WRITTEN TASK | Write out each line word for word. Drop pictures.

SUPPLIED INFORMATION |
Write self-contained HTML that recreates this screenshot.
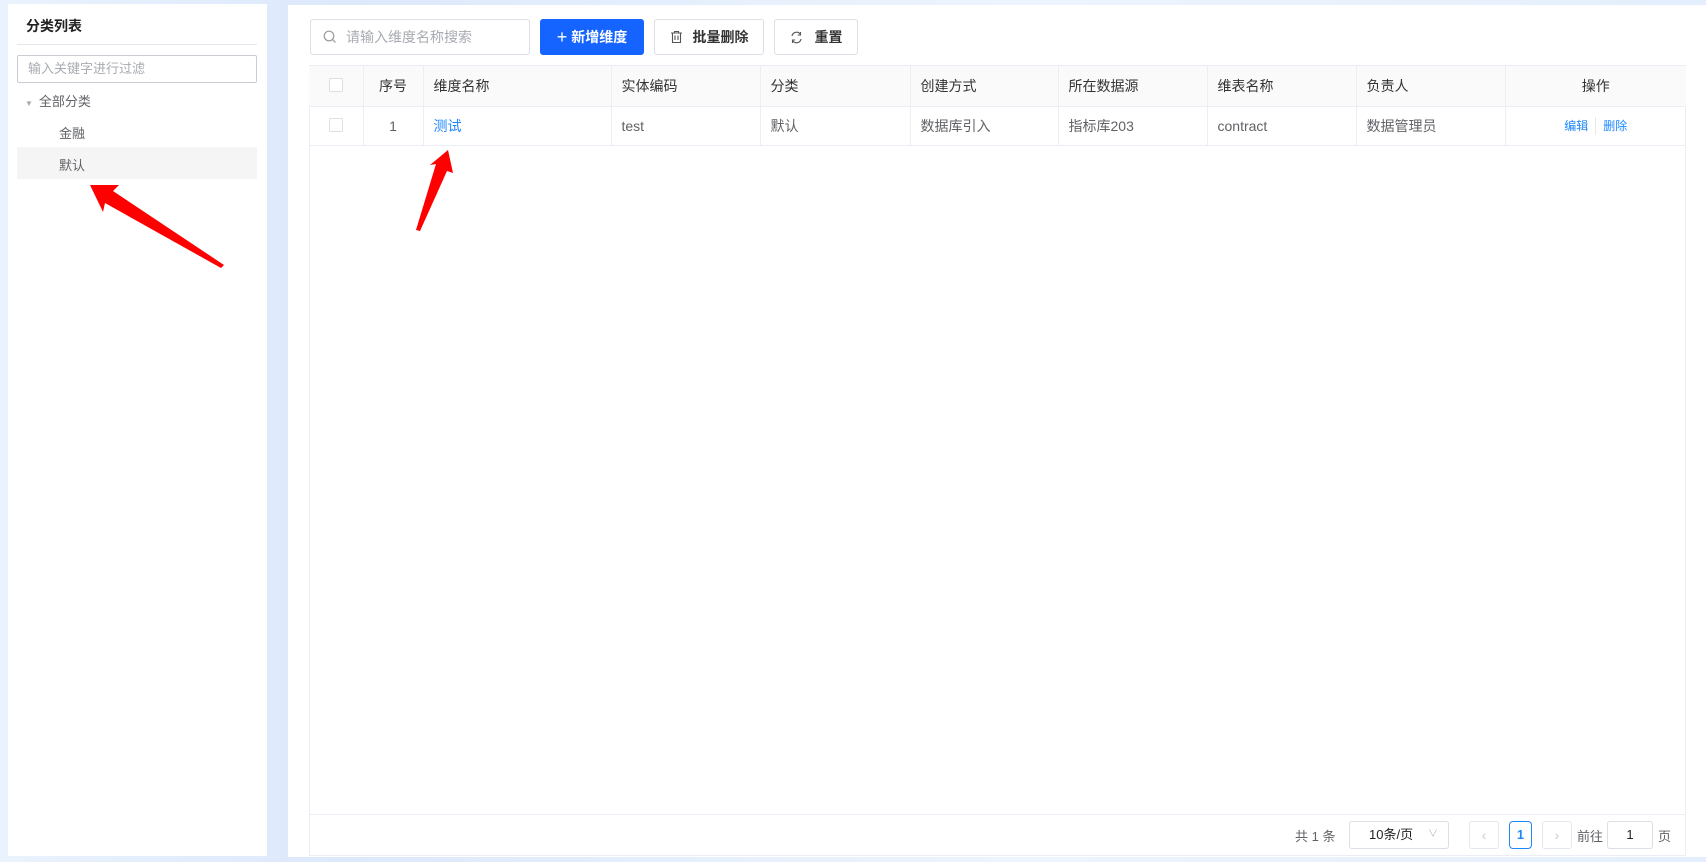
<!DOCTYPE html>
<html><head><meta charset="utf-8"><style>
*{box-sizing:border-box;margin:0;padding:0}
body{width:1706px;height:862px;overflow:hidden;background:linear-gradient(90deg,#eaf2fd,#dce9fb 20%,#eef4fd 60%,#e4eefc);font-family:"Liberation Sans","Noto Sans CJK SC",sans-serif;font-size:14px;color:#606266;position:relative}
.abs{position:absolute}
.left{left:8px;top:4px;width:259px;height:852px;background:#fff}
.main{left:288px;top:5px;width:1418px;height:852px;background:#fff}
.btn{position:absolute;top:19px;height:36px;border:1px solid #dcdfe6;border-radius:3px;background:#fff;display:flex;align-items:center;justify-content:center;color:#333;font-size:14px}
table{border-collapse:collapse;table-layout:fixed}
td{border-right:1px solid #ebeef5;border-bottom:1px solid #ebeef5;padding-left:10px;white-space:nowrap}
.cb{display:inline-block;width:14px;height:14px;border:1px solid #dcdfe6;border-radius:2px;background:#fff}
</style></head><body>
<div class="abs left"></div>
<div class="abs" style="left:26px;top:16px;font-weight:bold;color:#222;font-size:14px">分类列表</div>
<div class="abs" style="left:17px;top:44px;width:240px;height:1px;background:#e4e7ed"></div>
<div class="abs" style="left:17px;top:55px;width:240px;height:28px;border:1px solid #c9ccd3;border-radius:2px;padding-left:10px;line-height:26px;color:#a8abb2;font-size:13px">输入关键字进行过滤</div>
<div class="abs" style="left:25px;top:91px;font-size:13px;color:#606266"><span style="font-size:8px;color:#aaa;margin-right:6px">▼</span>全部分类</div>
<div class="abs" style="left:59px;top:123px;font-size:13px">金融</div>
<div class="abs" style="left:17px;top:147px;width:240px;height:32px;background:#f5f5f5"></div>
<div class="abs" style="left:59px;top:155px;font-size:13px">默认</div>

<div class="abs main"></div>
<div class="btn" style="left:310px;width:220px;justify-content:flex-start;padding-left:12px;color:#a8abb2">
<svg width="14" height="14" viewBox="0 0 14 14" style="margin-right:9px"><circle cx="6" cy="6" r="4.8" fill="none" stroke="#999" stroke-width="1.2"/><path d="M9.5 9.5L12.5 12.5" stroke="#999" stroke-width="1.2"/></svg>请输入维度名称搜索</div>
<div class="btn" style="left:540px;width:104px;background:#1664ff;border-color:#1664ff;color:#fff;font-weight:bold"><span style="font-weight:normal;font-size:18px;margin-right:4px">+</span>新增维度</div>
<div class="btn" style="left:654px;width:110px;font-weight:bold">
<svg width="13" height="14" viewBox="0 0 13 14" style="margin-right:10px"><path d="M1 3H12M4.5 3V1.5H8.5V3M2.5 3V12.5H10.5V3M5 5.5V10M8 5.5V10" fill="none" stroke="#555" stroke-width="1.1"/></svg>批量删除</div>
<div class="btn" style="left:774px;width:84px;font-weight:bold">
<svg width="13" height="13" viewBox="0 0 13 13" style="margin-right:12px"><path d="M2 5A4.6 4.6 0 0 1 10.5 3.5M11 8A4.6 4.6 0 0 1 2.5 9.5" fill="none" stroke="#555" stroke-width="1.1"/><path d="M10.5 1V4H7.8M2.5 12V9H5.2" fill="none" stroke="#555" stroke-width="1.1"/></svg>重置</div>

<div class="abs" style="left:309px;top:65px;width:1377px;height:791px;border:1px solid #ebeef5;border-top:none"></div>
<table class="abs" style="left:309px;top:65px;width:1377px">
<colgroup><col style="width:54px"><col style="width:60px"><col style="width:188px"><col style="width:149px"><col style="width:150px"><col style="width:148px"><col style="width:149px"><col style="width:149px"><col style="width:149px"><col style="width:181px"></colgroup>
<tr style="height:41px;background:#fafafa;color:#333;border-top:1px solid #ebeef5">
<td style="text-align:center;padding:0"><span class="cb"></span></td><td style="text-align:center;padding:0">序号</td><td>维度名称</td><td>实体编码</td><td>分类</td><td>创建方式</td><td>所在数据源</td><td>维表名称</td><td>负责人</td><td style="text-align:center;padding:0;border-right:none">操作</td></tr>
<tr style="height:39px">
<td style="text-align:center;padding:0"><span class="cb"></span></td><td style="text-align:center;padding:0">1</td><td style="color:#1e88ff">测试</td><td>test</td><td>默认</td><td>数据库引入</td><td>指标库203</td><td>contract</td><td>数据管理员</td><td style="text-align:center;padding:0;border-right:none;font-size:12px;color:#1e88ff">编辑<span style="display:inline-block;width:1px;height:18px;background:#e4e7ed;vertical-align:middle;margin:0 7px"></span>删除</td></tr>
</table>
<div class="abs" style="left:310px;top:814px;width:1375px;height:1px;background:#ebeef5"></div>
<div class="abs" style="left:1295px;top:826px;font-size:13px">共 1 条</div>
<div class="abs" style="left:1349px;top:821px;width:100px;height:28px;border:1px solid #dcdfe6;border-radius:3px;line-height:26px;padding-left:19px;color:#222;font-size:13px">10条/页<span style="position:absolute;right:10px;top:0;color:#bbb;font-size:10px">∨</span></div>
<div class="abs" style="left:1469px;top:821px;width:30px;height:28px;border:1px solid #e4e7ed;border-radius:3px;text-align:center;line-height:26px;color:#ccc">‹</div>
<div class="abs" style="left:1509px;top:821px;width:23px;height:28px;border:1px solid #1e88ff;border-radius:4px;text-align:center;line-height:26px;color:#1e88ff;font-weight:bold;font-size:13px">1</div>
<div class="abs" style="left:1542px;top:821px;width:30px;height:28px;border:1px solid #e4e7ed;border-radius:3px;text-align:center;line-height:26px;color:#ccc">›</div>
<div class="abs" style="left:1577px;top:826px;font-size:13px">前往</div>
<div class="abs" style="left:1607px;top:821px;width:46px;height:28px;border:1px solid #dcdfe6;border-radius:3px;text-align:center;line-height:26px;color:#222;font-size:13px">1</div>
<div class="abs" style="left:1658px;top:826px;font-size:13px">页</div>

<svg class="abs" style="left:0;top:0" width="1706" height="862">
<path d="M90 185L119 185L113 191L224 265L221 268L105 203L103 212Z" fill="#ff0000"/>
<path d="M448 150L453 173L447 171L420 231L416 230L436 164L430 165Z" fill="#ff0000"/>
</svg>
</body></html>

WRITTEN SOLUTION |
Write self-contained HTML that recreates this screenshot.
<!DOCTYPE html>
<html><head><meta charset="utf-8"><style>
*{box-sizing:border-box;margin:0;padding:0}
body{width:1706px;height:862px;overflow:hidden;background:linear-gradient(90deg,#eaf2fd,#dce9fb 20%,#eef4fd 60%,#e4eefc);font-family:"Liberation Sans","Noto Sans CJK SC",sans-serif;font-size:14px;color:#606266;position:relative}
.abs{position:absolute}
.left{left:8px;top:4px;width:259px;height:852px;background:#fff}
.main{left:288px;top:5px;width:1418px;height:852px;background:#fff}
.btn{position:absolute;top:19px;height:36px;border:1px solid #dcdfe6;border-radius:3px;background:#fff;display:flex;align-items:center;justify-content:center;color:#333;font-size:14px}
table{border-collapse:collapse;table-layout:fixed}
td{border-right:1px solid #ebeef5;border-bottom:1px solid #ebeef5;padding-left:10px;white-space:nowrap}
.cb{display:inline-block;width:14px;height:14px;border:1px solid #dcdfe6;border-radius:2px;background:#fff}
</style></head><body>
<div class="abs left"></div>
<div class="abs" style="left:26px;top:16px;font-weight:bold;color:#222;font-size:14px">分类列表</div>
<div class="abs" style="left:17px;top:44px;width:240px;height:1px;background:#e4e7ed"></div>
<div class="abs" style="left:17px;top:55px;width:240px;height:28px;border:1px solid #c9ccd3;border-radius:2px;padding-left:10px;line-height:26px;color:#a8abb2;font-size:13px">输入关键字进行过滤</div>
<div class="abs" style="left:25px;top:91px;font-size:13px;color:#606266"><span style="font-size:8px;color:#aaa;margin-right:6px">▼</span>全部分类</div>
<div class="abs" style="left:59px;top:123px;font-size:13px">金融</div>
<div class="abs" style="left:17px;top:147px;width:240px;height:32px;background:#f5f5f5"></div>
<div class="abs" style="left:59px;top:155px;font-size:13px">默认</div>

<div class="abs main"></div>
<div class="btn" style="left:310px;width:220px;justify-content:flex-start;padding-left:12px;color:#a8abb2">
<svg width="14" height="14" viewBox="0 0 14 14" style="margin-right:9px"><circle cx="6" cy="6" r="4.8" fill="none" stroke="#999" stroke-width="1.2"/><path d="M9.5 9.5L12.5 12.5" stroke="#999" stroke-width="1.2"/></svg>请输入维度名称搜索</div>
<div class="btn" style="left:540px;width:104px;background:#1664ff;border-color:#1664ff;color:#fff;font-weight:bold"><span style="font-weight:normal;font-size:18px;margin-right:4px">+</span>新增维度</div>
<div class="btn" style="left:654px;width:110px;font-weight:bold">
<svg width="13" height="14" viewBox="0 0 13 14" style="margin-right:10px"><path d="M1 3H12M4.5 3V1.5H8.5V3M2.5 3V12.5H10.5V3M5 5.5V10M8 5.5V10" fill="none" stroke="#555" stroke-width="1.1"/></svg>批量删除</div>
<div class="btn" style="left:774px;width:84px;font-weight:bold">
<svg width="13" height="13" viewBox="0 0 13 13" style="margin-right:12px"><path d="M2 5A4.6 4.6 0 0 1 10.5 3.5M11 8A4.6 4.6 0 0 1 2.5 9.5" fill="none" stroke="#555" stroke-width="1.1"/><path d="M10.5 1V4H7.8M2.5 12V9H5.2" fill="none" stroke="#555" stroke-width="1.1"/></svg>重置</div>

<div class="abs" style="left:309px;top:65px;width:1377px;height:791px;border:1px solid #ebeef5;border-top:none"></div>
<table class="abs" style="left:309px;top:65px;width:1377px">
<colgroup><col style="width:54px"><col style="width:60px"><col style="width:188px"><col style="width:149px"><col style="width:150px"><col style="width:148px"><col style="width:149px"><col style="width:149px"><col style="width:149px"><col style="width:181px"></colgroup>
<tr style="height:41px;background:#fafafa;color:#333;border-top:1px solid #ebeef5">
<td style="text-align:center;padding:0"><span class="cb"></span></td><td style="text-align:center;padding:0">序号</td><td>维度名称</td><td>实体编码</td><td>分类</td><td>创建方式</td><td>所在数据源</td><td>维表名称</td><td>负责人</td><td style="text-align:center;padding:0;border-right:none">操作</td></tr>
<tr style="height:39px">
<td style="text-align:center;padding:0"><span class="cb"></span></td><td style="text-align:center;padding:0">1</td><td style="color:#1e88ff">测试</td><td>test</td><td>默认</td><td>数据库引入</td><td>指标库203</td><td>contract</td><td>数据管理员</td><td style="text-align:center;padding:0;border-right:none;font-size:12px;color:#1e88ff">编辑<span style="display:inline-block;width:1px;height:18px;background:#e4e7ed;vertical-align:middle;margin:0 7px"></span>删除</td></tr>
</table>
<div class="abs" style="left:310px;top:814px;width:1375px;height:1px;background:#ebeef5"></div>
<div class="abs" style="left:1295px;top:826px;font-size:13px">共 1 条</div>
<div class="abs" style="left:1349px;top:821px;width:100px;height:28px;border:1px solid #dcdfe6;border-radius:3px;line-height:26px;padding-left:19px;color:#222;font-size:13px">10条/页<span style="position:absolute;right:10px;top:0;color:#bbb;font-size:10px">∨</span></div>
<div class="abs" style="left:1469px;top:821px;width:30px;height:28px;border:1px solid #e4e7ed;border-radius:3px;text-align:center;line-height:26px;color:#ccc">‹</div>
<div class="abs" style="left:1509px;top:821px;width:23px;height:28px;border:1px solid #1e88ff;border-radius:4px;text-align:center;line-height:26px;color:#1e88ff;font-weight:bold;font-size:13px">1</div>
<div class="abs" style="left:1542px;top:821px;width:30px;height:28px;border:1px solid #e4e7ed;border-radius:3px;text-align:center;line-height:26px;color:#ccc">›</div>
<div class="abs" style="left:1577px;top:826px;font-size:13px">前往</div>
<div class="abs" style="left:1607px;top:821px;width:46px;height:28px;border:1px solid #dcdfe6;border-radius:3px;text-align:center;line-height:26px;color:#222;font-size:13px">1</div>
<div class="abs" style="left:1658px;top:826px;font-size:13px">页</div>

<svg class="abs" style="left:0;top:0" width="1706" height="862">
<path d="M90 185L119 185L113 191L224 265L221 268L105 203L103 212Z" fill="#ff0000"/>
<path d="M448 150L453 173L447 171L420 231L416 230L436 164L430 165Z" fill="#ff0000"/>
</svg>
</body></html>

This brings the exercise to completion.